* _Exercise aim_
Transcribe the listing that follows in full, omitting pictures.

>> start

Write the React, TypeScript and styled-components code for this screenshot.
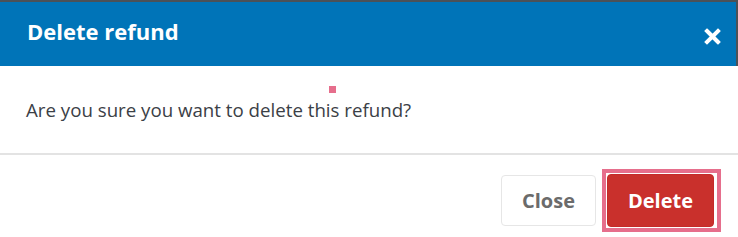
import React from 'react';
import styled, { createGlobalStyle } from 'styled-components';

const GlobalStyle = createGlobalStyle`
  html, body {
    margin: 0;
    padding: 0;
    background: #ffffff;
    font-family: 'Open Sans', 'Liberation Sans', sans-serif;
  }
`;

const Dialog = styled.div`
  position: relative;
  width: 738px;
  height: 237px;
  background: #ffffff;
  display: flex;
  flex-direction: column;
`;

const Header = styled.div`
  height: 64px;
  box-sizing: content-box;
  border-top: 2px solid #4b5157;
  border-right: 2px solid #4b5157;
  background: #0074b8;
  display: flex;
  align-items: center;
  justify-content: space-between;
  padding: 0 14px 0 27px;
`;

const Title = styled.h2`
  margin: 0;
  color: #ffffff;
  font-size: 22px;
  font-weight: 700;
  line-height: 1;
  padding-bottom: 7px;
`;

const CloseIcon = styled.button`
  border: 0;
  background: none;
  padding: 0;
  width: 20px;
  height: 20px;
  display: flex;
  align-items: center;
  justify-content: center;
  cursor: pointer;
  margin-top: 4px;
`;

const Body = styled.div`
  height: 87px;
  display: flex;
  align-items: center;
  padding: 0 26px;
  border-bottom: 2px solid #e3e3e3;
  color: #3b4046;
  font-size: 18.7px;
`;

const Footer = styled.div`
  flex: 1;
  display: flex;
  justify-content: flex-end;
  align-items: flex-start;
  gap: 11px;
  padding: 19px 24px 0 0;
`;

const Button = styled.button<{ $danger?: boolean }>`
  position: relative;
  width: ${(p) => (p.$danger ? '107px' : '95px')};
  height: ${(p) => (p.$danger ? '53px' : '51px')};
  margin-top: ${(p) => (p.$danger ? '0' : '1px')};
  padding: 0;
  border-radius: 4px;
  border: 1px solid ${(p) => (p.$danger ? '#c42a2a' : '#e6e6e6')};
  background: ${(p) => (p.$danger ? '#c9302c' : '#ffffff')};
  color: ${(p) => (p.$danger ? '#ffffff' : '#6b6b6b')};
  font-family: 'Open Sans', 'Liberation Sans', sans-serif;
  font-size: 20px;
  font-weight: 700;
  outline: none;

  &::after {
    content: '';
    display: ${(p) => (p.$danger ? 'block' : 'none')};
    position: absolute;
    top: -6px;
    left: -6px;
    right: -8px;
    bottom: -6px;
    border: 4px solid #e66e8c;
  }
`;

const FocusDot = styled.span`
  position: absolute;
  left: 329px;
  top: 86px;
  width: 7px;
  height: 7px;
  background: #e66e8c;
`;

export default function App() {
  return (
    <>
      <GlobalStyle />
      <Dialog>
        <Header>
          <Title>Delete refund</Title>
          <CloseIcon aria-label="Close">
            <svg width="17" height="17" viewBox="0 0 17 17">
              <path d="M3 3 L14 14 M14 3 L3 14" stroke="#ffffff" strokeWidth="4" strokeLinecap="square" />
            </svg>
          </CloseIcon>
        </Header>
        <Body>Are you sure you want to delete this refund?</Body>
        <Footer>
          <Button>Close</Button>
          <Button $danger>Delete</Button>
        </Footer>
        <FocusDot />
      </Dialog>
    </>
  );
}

>> end

* _The solution_
Write the React, TypeScript and styled-components code for this screenshot.
import React from 'react';
import styled, { createGlobalStyle } from 'styled-components';

const GlobalStyle = createGlobalStyle`
  html, body {
    margin: 0;
    padding: 0;
    background: #ffffff;
    font-family: 'Open Sans', 'Liberation Sans', sans-serif;
  }
`;

const Dialog = styled.div`
  position: relative;
  width: 738px;
  height: 237px;
  background: #ffffff;
  display: flex;
  flex-direction: column;
`;

const Header = styled.div`
  height: 64px;
  box-sizing: content-box;
  border-top: 2px solid #4b5157;
  border-right: 2px solid #4b5157;
  background: #0074b8;
  display: flex;
  align-items: center;
  justify-content: space-between;
  padding: 0 14px 0 27px;
`;

const Title = styled.h2`
  margin: 0;
  color: #ffffff;
  font-size: 22px;
  font-weight: 700;
  line-height: 1;
  padding-bottom: 7px;
`;

const CloseIcon = styled.button`
  border: 0;
  background: none;
  padding: 0;
  width: 20px;
  height: 20px;
  display: flex;
  align-items: center;
  justify-content: center;
  cursor: pointer;
  margin-top: 4px;
`;

const Body = styled.div`
  height: 87px;
  display: flex;
  align-items: center;
  padding: 0 26px;
  border-bottom: 2px solid #e3e3e3;
  color: #3b4046;
  font-size: 18.7px;
`;

const Footer = styled.div`
  flex: 1;
  display: flex;
  justify-content: flex-end;
  align-items: flex-start;
  gap: 11px;
  padding: 19px 24px 0 0;
`;

const Button = styled.button<{ $danger?: boolean }>`
  position: relative;
  width: ${(p) => (p.$danger ? '107px' : '95px')};
  height: ${(p) => (p.$danger ? '53px' : '51px')};
  margin-top: ${(p) => (p.$danger ? '0' : '1px')};
  padding: 0;
  border-radius: 4px;
  border: 1px solid ${(p) => (p.$danger ? '#c42a2a' : '#e6e6e6')};
  background: ${(p) => (p.$danger ? '#c9302c' : '#ffffff')};
  color: ${(p) => (p.$danger ? '#ffffff' : '#6b6b6b')};
  font-family: 'Open Sans', 'Liberation Sans', sans-serif;
  font-size: 20px;
  font-weight: 700;
  outline: none;

  &::after {
    content: '';
    display: ${(p) => (p.$danger ? 'block' : 'none')};
    position: absolute;
    top: -6px;
    left: -6px;
    right: -8px;
    bottom: -6px;
    border: 4px solid #e66e8c;
  }
`;

const FocusDot = styled.span`
  position: absolute;
  left: 329px;
  top: 86px;
  width: 7px;
  height: 7px;
  background: #e66e8c;
`;

export default function App() {
  return (
    <>
      <GlobalStyle />
      <Dialog>
        <Header>
          <Title>Delete refund</Title>
          <CloseIcon aria-label="Close">
            <svg width="17" height="17" viewBox="0 0 17 17">
              <path d="M3 3 L14 14 M14 3 L3 14" stroke="#ffffff" strokeWidth="4" strokeLinecap="square" />
            </svg>
          </CloseIcon>
        </Header>
        <Body>Are you sure you want to delete this refund?</Body>
        <Footer>
          <Button>Close</Button>
          <Button $danger>Delete</Button>
        </Footer>
        <FocusDot />
      </Dialog>
    </>
  );
}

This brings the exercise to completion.